With freezing temperatures sometimes dropping below zero in Corvallis at night, it’s easy for most to warm up with winter clothes, a nice fireplace and even a cozy bed at their home.
But not everyone has that luxury.
Now, a new women’s winter shelter is helping to warm up one of the most vulnerable populations in Corvallis – homeless women.
“We knew previous shelter locations had not been very accessible, and we felt called to help out some of our most vulnerable neighbors,” says Volunteer Shelter Manager Sara Power. “Everyone deserves a safe and warm place to sleep, and since the building is accessible and has showers on site, it seemed like a perfect place for a shelter. Many long-time church members are happy to see the community center being used in this way to serve the community.”
Room at the Inn is open from 7 p.m. to 7 a.m. and includes 12 beds, showers, warm clothes, coffee, snacks and some entertainment. So far, it’s served at least 12 different women ranging in age from 20 to 60 years old, including a group of about eight who have stayed most nights.
“The women are very happy to be in a warm, safe place,” Sara says. “One night, one woman came in after she had run out of propane in her tent, and it was very cold outside.”

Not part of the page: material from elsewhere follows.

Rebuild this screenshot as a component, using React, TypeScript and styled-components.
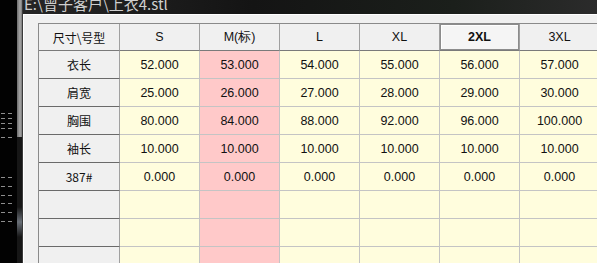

Although the church supplies the room, utilities, insurance and some money, there was still a strong need for funding to support two overnight paid positions.
That’s where four College of Public Health and Human Sciences (CPHHS) graduate students stepped in.
“It’s been very cold, and I know that we have literally saved lives.”
Cara Ashworth, Bethany Harmon, Terese Jones and Joy Lile responded to a request asking for help opening the winter women’s shelter.
“I have worked with homeless shelter programs as an AmeriCorps member, and I was really impressed at how much they can often do with very little,” says Joy, Human Development and Family Studies graduate student. “I wanted to help them get off the ground and achieve their vision for helping the local community.”
“It was clear many others who came to the meeting were able to cover most of the needs of the shelter, but had little interest in writing grants,” says Bethany, another HDFS graduate student. “As students, we understand the importance of developing grant writing skills, and we had all worked with shelters in previous jobs and understood the necessity of applying for outside funding, so we offered to help.”
They used skills learned in CPHHS courses and together successfully secured two grants totaling more than $15,000 to support the shelter.
“These women are intelligent, experienced and committed,” says First United Methodist Pastor Jim Philipson, who chairs the board for the Room at the Inn. “We couldn’t have succeeded without them and the energy they have brought to our work. I feel so fortunate and grateful to know people like this who are working to change the world.”
“Many other committee members spent time getting the shelter ready physically, acquiring extra beds, getting city permits and inspections, etc.,” Sara says. “We could not have written grants as well. The students did an amazing job and have such valuable insight and experiences to add to how we have set up the shelter and how we can evaluate what we are doing.”
“I am happy to be part of this great community effort. I see this as a public safety and health issue.”
The two grants, $11,540 from the Meyer Memorial Trust and $4,000 from the Spirit Mountain Community Fund of the Confederated Tribes of Grand Ronde, will help pay for two overnight staff members whose jobs are to stay awake in case of an emergency and to help with cleaning and preparation in the mornings.
“With the grants, we know that we have enough to get through this whole season,” Sara says. “We’re thankful, surprised, thrilled and so very proud of the students’ excellent work, dedication and commitment.”
“I remember how difficult it is to get – and keep – programs running and thought that it would be a good opportunity to use skills that I’m building at OSU to benefit the community – especially when many of these women have stated that if they can’t stay at the shelter, they have nowhere to stay at night except out in the cold weather,” Bethany says.
“I am happy to be part of this great community effort, and it’s nice to see that there are already a number of women who are using the shelter’s services and finding permanent housing because of connections made there,” Joy says. “I see this as a public safety and health issue. It is important for individuals to feel a sense of safety, which for single women may be difficult to find on the streets. Also, providing a warm place to sleep begins to meet their needs for shelter and prevent illness.”
“Certainly, a warm, dry and safe place to sleep is one of those most basic needs,” she says. “We have many student volunteers – mostly from HDFS – and they have been great in interacting with our shelter guests, several of whom are in their 20s. We also have folks who provide snacks for each evening and are bringing warmth to these neighbors in that way. Other groups and individuals have brought coats, towels and other items that we need.”
Sometimes, it’s the less tangible things that can warm a person’s heart.
“Poverty can seem like an abstract issue when you are warm and well fed each night,” Pastor Jim says. “Coming to the shelter and hearing the stories of the women replaces fear with friendships, and fuels passion to address the problems that leave too many people on the street. We hope that the guests in the shelter feel less alone. Meeting each other in a safe environment like the shelter can change lives.”
Donations including food, beverages, cleaning supplies and services, laundry supplies, etc. are always welcome. Checks can be sent to the church with a note that they are for the “Room at the Inn.”